O que vem adiante deve combinar três vetores. O primeiro é técnico: desenhos híbridos mais baixos capazes de compressão estável, espumas com aditivos de gestão térmica menos dependentes de marketing e mais ancorados em ganho real de condutividade e difusividade, e processos de colagem com menor emissão e melhor desmontabilidade. O segundo é de canal: integração honesta entre loja física e digital, com estoque unificado, teste de sono agendado e entrega sob demanda. O terceiro é regulatório e ambiental: ampliar padronização de ensaios e rotulagem para facilitar comparação e empurrar o setor para práticas de circularidade desde o design.

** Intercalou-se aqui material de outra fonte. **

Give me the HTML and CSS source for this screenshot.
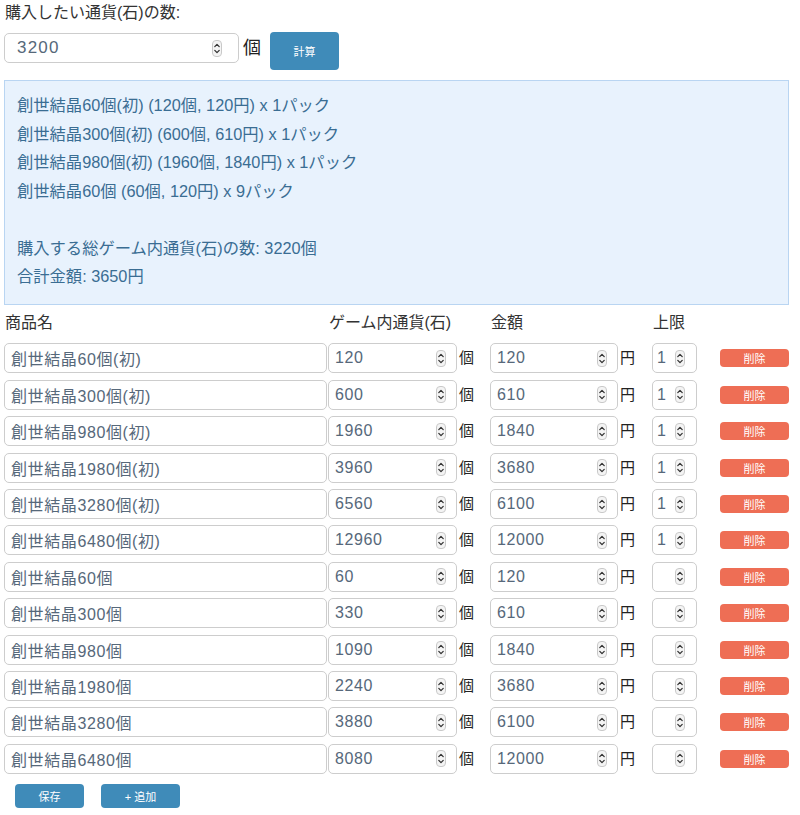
FILE: index.html
```html
<!DOCTYPE html>
<html lang="ja">
<head>
<meta charset="utf-8">
<title>通貨計算</title>
<link rel="stylesheet" href="styles.css">
</head>
<body>
<div class="page">
  <div class="title">購入したい通貨(石)の数:</div>
  <div class="calc-row">
    <div class="field field-main"><input class="num big" type="text" value="3200"><svg class="spin" viewBox="0 0 10 17" width="10" height="17"><rect x="0.5" y="0.5" width="9" height="16" rx="3.5" fill="#f4f4f4" stroke="#c9c9c9"/><path d="M2.8 6.6 L5 4.4 L7.2 6.6 M2.8 10.4 L5 12.6 L7.2 10.4" fill="none" stroke="#333" stroke-width="1.3" stroke-linecap="round" stroke-linejoin="round"/></svg></div>
    <span class="unit big-unit">個</span>
    <button class="btn btn-calc">計算</button>
  </div>
  <div class="result">
    <div class="line">創世結晶60個(初) (120個, 120円) x 1パック</div>
    <div class="line">創世結晶300個(初) (600個, 610円) x 1パック</div>
    <div class="line">創世結晶980個(初) (1960個, 1840円) x 1パック</div>
    <div class="line">創世結晶60個 (60個, 120円) x 9パック</div>
    <div class="line">&nbsp;</div>
    <div class="line">購入する総ゲーム内通貨(石)の数: 3220個</div>
    <div class="line">合計金額: 3650円</div>
  </div>
  <div class="grid" id="grid">
    <div class="head">商品名</div>
    <div class="head">ゲーム内通貨(石)</div>
    <div class="head"></div>
    <div class="head">金額</div>
    <div class="head"></div>
    <div class="head">上限</div>
    <div class="head"></div>
  </div>
  <div class="actions">
    <button class="btn btn-small btn-save">保存</button>
    <button class="btn btn-small btn-add">+ 追加</button>
  </div>
</div>
<script src="app.js"></script>
</body>
</html>
```
FILE: styles.css
```css
* { box-sizing: border-box; }
html, body { margin: 0; padding: 0; background: #fff; }
body {
  font-family: "Liberation Sans", "Noto Sans CJK JP", sans-serif;
  color: #333;
}
.page { padding: 0 11px 0 4px; width: 800px; }
.title { font-size: 16px; line-height: 24px; margin-top: 1px; padding-left: 1px; }
.calc-row { display: flex; align-items: flex-start; margin-top: 7px; }
.field {
  display: flex; align-items: center;
  border: 1px solid #cdcdcd; border-radius: 5px; background: #fff;
  height: 30px; padding-right: 10px;
}
.field input {
  border: 0; outline: none; background: transparent; flex: 1; min-width: 0;
  font-family: "Liberation Sans", "Noto Sans CJK JP", sans-serif;
  font-size: 16px; letter-spacing: 0.6px; color: #56687a; padding: 0 0 0 6px; height: 100%;
}
.field-main { width: 235px; margin-top: 1px; padding-right: 16px; }
.field-main input.big { font-size: 17px; padding-left: 12px; letter-spacing: 1.2px; }
.spin { flex: none; display: block; }
.unit { font-size: 15px; line-height: 30px; padding-left: 2px; color: #222; }
.big-unit { font-size: 18px; line-height: 30px; margin-left: 2px; margin-top: 1px; }
.btn {
  border: 0; color: #fff; font-family: "Liberation Sans", "Noto Sans CJK JP", sans-serif;
  border-radius: 4px; padding: 0; cursor: pointer;
}
.btn-calc { background: #3f8bb9; width: 69px; height: 38px; font-size: 11px; margin-left: 9px; }
.result {
  margin-top: 10px; background: #e8f2fd; border: 1px solid #b9d5f2;
  padding: 10px 12px 13px 12px; color: #3a6d93; font-size: 16.3px;
}
.result .line { line-height: 28.5px; height: 28.5px; }
.grid {
  display: grid;
  grid-template-columns: 324px 129px 33px 128px 34px 68px 69px;
  row-gap: 6.4px; margin-top: 7px;
}
.head { font-size: 16px; line-height: 22px; margin-bottom: 3.6px; padding-left: 1px; }
.grid .field { width: 100%; }
.grid .field-name { width: 323px; padding-right: 0; }
.grid .field-limit { width: 45px; padding-right: 11px; }
.grid .field-limit input { padding-left: 4px; }
.del {
  align-self: center; background: #ee6e55; height: 18px; width: 69px; font-size: 11px;
  border-radius: 4px;
}
.actions { display: flex; gap: 17px; margin-top: 10px; padding-left: 11px; }
.btn-small { background: #3f8bb9; height: 24px; font-size: 11px; }
.btn-save { width: 69px; }
.btn-add { width: 79px; }
```
FILE: app.js
```js
var rows = [
  ["創世結晶60個(初)", 120, 120, 1],
  ["創世結晶300個(初)", 600, 610, 1],
  ["創世結晶980個(初)", 1960, 1840, 1],
  ["創世結晶1980個(初)", 3960, 3680, 1],
  ["創世結晶3280個(初)", 6560, 6100, 1],
  ["創世結晶6480個(初)", 12960, 12000, 1],
  ["創世結晶60個", 60, 120, ""],
  ["創世結晶300個", 330, 610, ""],
  ["創世結晶980個", 1090, 1840, ""],
  ["創世結晶1980個", 2240, 3680, ""],
  ["創世結晶3280個", 3880, 6100, ""],
  ["創世結晶6480個", 8080, 12000, ""]
];
var spin = '<svg class="spin" viewBox="0 0 10 17" width="10" height="17"><rect x="0.5" y="0.5" width="9" height="16" rx="3.5" fill="#f4f4f4" stroke="#c9c9c9"/><path d="M2.8 6.6 L5 4.4 L7.2 6.6 M2.8 10.4 L5 12.6 L7.2 10.4" fill="none" stroke="#333" stroke-width="1.3" stroke-linecap="round" stroke-linejoin="round"/></svg>';
var grid = document.getElementById("grid");
var html = "";
rows.forEach(function (r) {
  html += '<div><div class="field field-name"><input type="text" value="' + r[0] + '"></div></div>';
  html += '<div class="field"><input type="text" value="' + r[1] + '">' + spin + '</div>';
  html += '<span class="unit">個</span>';
  html += '<div class="field"><input type="text" value="' + r[2] + '">' + spin + '</div>';
  html += '<span class="unit">円</span>';
  html += '<div><div class="field field-limit"><input type="text" value="' + r[3] + '">' + spin + '</div></div>';
  html += '<button class="btn del">削除</button>';
});
grid.insertAdjacentHTML("beforeend", html);
```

Engenharia, logística e narrativa
Em síntese, fazer e vender colchão no Brasil é tarefa de engenharia, logística e narrativa. Engenharia para que o produto suporte milhões de ciclos sem colapsar e entregue conforto consistente. Muita base logística para que um volume grande chegue rápido e inteiro onde o cliente está. E a tal narrativa para traduzir técnica em escolhas claras, sem jargão nem truques. As empresas que equilibrarem esses três pontos tendem a construir marcas duráveis num mercado que, apesar de maduro, ainda tem espaço para ganhar eficiência e elevar a régua de desempenho.